Modern Italian sidelocks side-by-side shotguns are common guns. Nice doubles from makers like Rizzini, Piotti, Bosis, Bertuzzi, Beretta and SIACE are easy to find

Older Italian sidelocks are another game, though. While I’ve seen some nice SxSs from the ’50s–mainly Franchi’s and Berettas– I’ve seen very few pre-WW2 Italian sidelocks. I don’t know why.
That’s why this double barrel shotgun caught my eye. Hallowell & Co has it in their inventory right now. It’s a 12 gauge by Manufattura Gardonese. I think that name means it was manufactured in Gardone Val Trompia, a town in the northern Italian province of Brescia.
Like the rest of Europe, Italy had a fair number of arms manufacturers in the 1920s and 1930s. Some of them must have turned out shotguns. If they did, I don’t know where their guns went. For whatever reason, you just don’t see them on the American market.
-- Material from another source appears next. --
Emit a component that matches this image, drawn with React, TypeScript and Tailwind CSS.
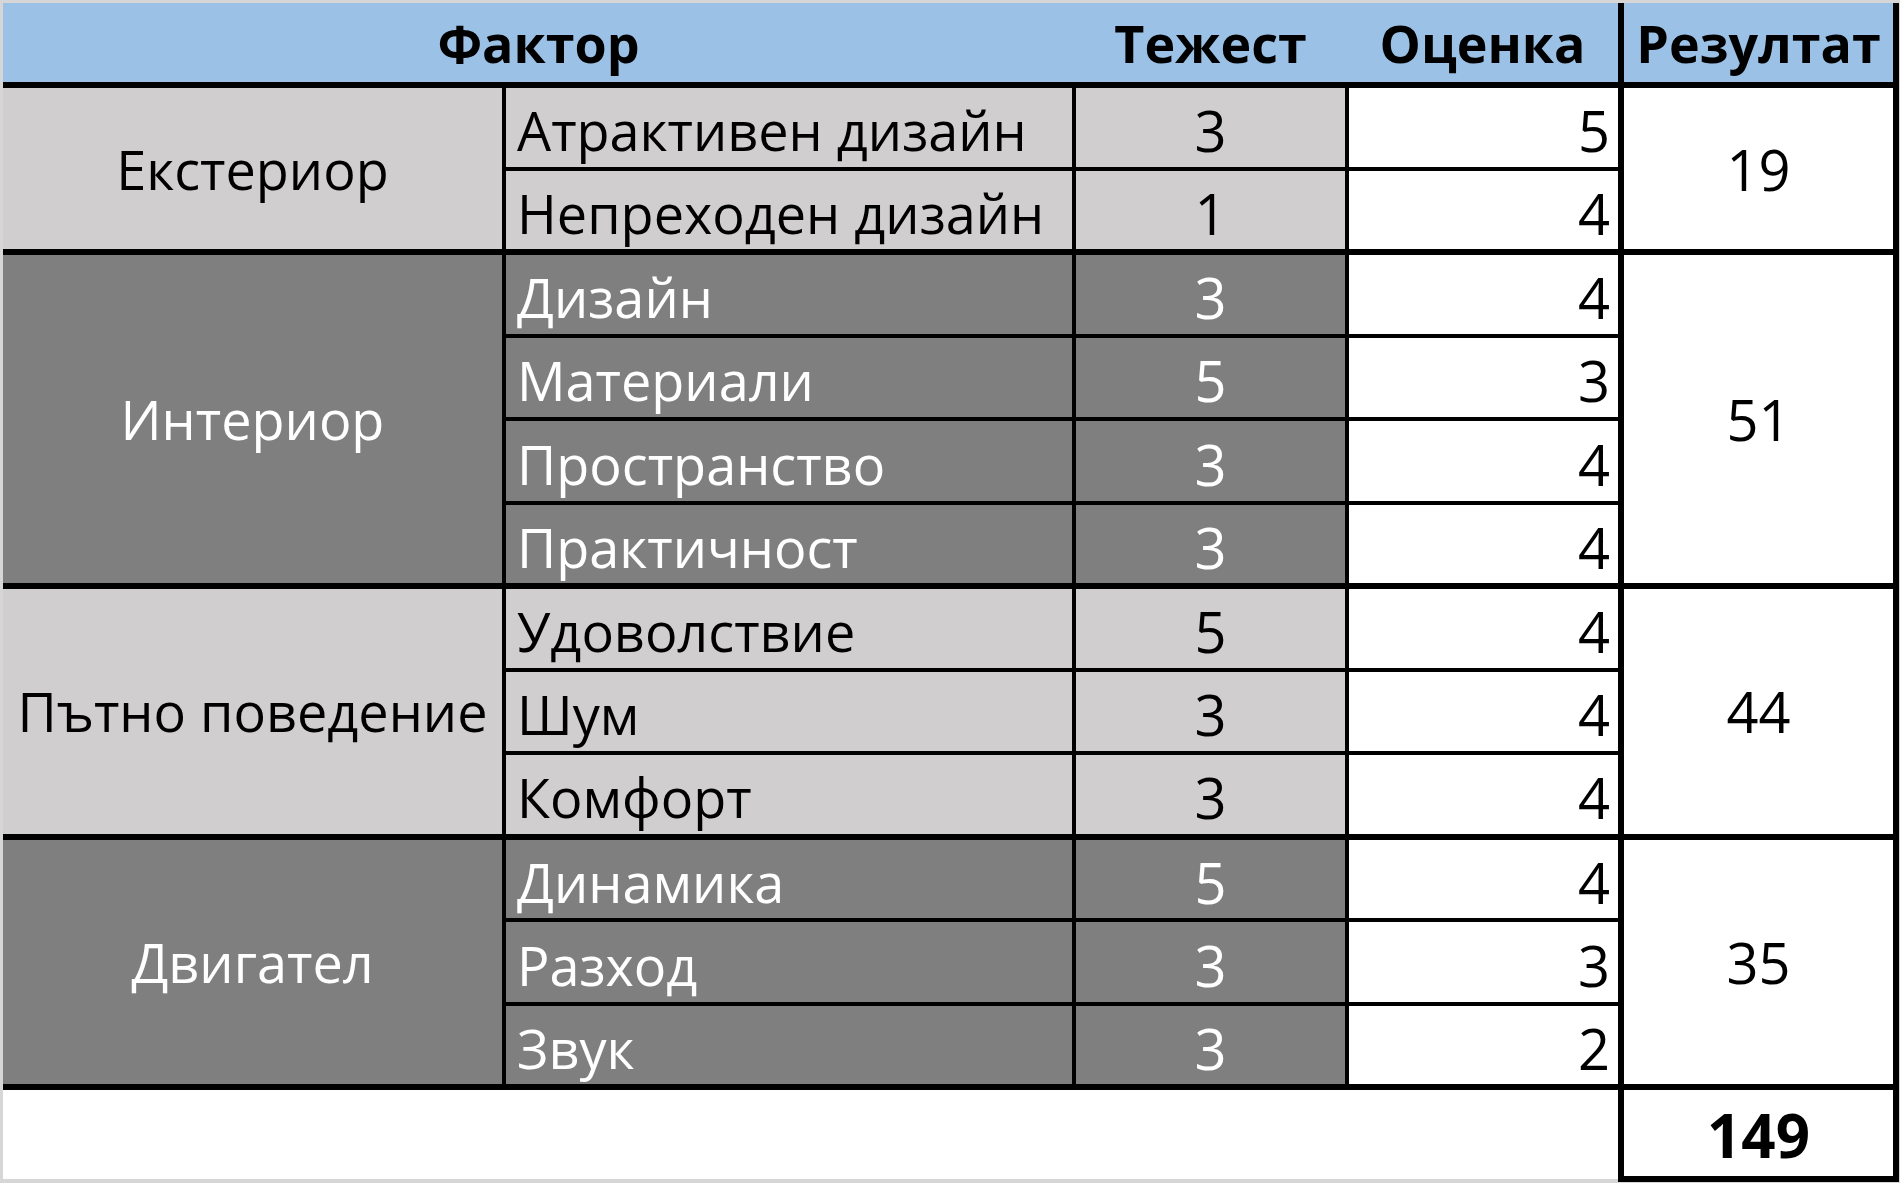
import React from 'react';

type Row = { name: string; weight: number; score: number };
type Group = { label: string; dark: boolean; result: number; rows: Row[] };

const groups: Group[] = [
  {
    label: 'Екстериор',
    dark: false,
    result: 19,
    rows: [
      { name: 'Атрактивен дизайн', weight: 3, score: 5 },
      { name: 'Непреходен дизайн', weight: 1, score: 4 },
    ],
  },
  {
    label: 'Интериор',
    dark: true,
    result: 51,
    rows: [
      { name: 'Дизайн', weight: 3, score: 4 },
      { name: 'Материали', weight: 5, score: 3 },
      { name: 'Пространство', weight: 3, score: 4 },
      { name: 'Практичност', weight: 3, score: 4 },
    ],
  },
  {
    label: 'Пътно поведение',
    dark: false,
    result: 44,
    rows: [
      { name: 'Удоволствие', weight: 5, score: 4 },
      { name: 'Шум', weight: 3, score: 4 },
      { name: 'Комфорт', weight: 3, score: 4 },
    ],
  },
  {
    label: 'Двигател',
    dark: true,
    result: 35,
    rows: [
      { name: 'Динамика', weight: 5, score: 4 },
      { name: 'Разход', weight: 3, score: 3 },
      { name: 'Звук', weight: 3, score: 2 },
    ],
  },
];

const total = groups.reduce((s, g) => s + g.result, 0);

export default function App() {
  return (
    <div
      className="min-h-screen w-full bg-[#d6d6d6] pl-[3px] pt-[3px]"
      style={{ fontFamily: '"Open Sans", "Noto Sans", sans-serif' }}
    >
      <table className="table-fixed border-collapse text-[54px] leading-none text-black">
        <colgroup>
          <col className="w-[501px]" />
          <col className="w-[570px]" />
          <col className="w-[273px]" />
          <col className="w-[274px]" />
          <col className="w-[275px]" />
        </colgroup>
        <thead>
          <tr className="h-[82px] bg-[#9bc2e6] text-[52px]">
            <th colSpan={2} className="border-b-[6px] border-black text-center font-bold">
              Фактор
            </th>
            <th className="border-b-[6px] border-black text-center font-bold">Тежест</th>
            <th className="border-b-[6px] border-black text-center font-bold">Оценка</th>
            <th className="border-x-[6px] border-b-[6px] border-black text-center font-bold">
              Резултат
            </th>
          </tr>
        </thead>
        <tbody>
          {groups.map((g) =>
            g.rows.map((r, i) => {
              const last = i === g.rows.length - 1;
              const bottom = last ? 'border-b-[6px]' : 'border-b-[4px]';
              const fill = g.dark ? 'bg-[#7f7f7f] text-white' : 'bg-[#d0cece] text-black';
              return (
                <tr key={g.label + r.name} className="h-[83.5px]">
                  {i === 0 && (
                    <td
                      rowSpan={g.rows.length}
                      className={`border-r-[4px] border-b-[6px] border-black text-center ${fill}`}
                    >
                      {g.label}
                    </td>
                  )}
                  <td className={`border-r-[4px] ${bottom} border-black pl-[11px] pt-[6px] ${fill}`}>
                    {r.name}
                  </td>
                  <td
                    className={`border-r-[4px] ${bottom} border-black pt-[6px] text-center text-[56px] ${fill}`}
                  >
                    {r.weight}
                  </td>
                  <td
                    className={`border-r-[6px] ${bottom} border-black bg-white pr-[8px] pt-[6px] text-right text-[56px]`}
                  >
                    {r.score}
                  </td>
                  {i === 0 && (
                    <td
                      rowSpan={g.rows.length}
                      className="border-r-[6px] border-b-[6px] border-black bg-white text-center text-[56px]"
                    >
                      {g.result}
                    </td>
                  )}
                </tr>
              );
            }),
          )}
          <tr className="h-[92px]">
            <td colSpan={4} className="bg-white" />
            <td className="border-x-[6px] border-b-[6px] border-black bg-white pt-[4px] text-center text-[60px] font-bold">
              {total}
            </td>
          </tr>
        </tbody>
      </table>
    </div>
  );
}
This gun looks like a solid, medium-grade gun. It looks like it has a push-in hinge pin, very common on Italian, Spanish, and other Euro guns. It looks like a non-ejector built on a Holland-style action. The reinforced action looks Belgian to me. I wonder if it was sourced from the Liege area? The engraving is nice. It reminds me of the work you see on 1950s-era Beretta SO-3s.

Brescia is home to a number of modern Italian gunmakers, including Beretta, Piotti, Abbiatico & Salvinelli and Perugini & Visini. I wonder if the people who made this gun. Who knows? Perhaps the hands that made this old sidelock belonged to one the current Italian gunmakers grandfathers.
Pics by Hallowell & Co.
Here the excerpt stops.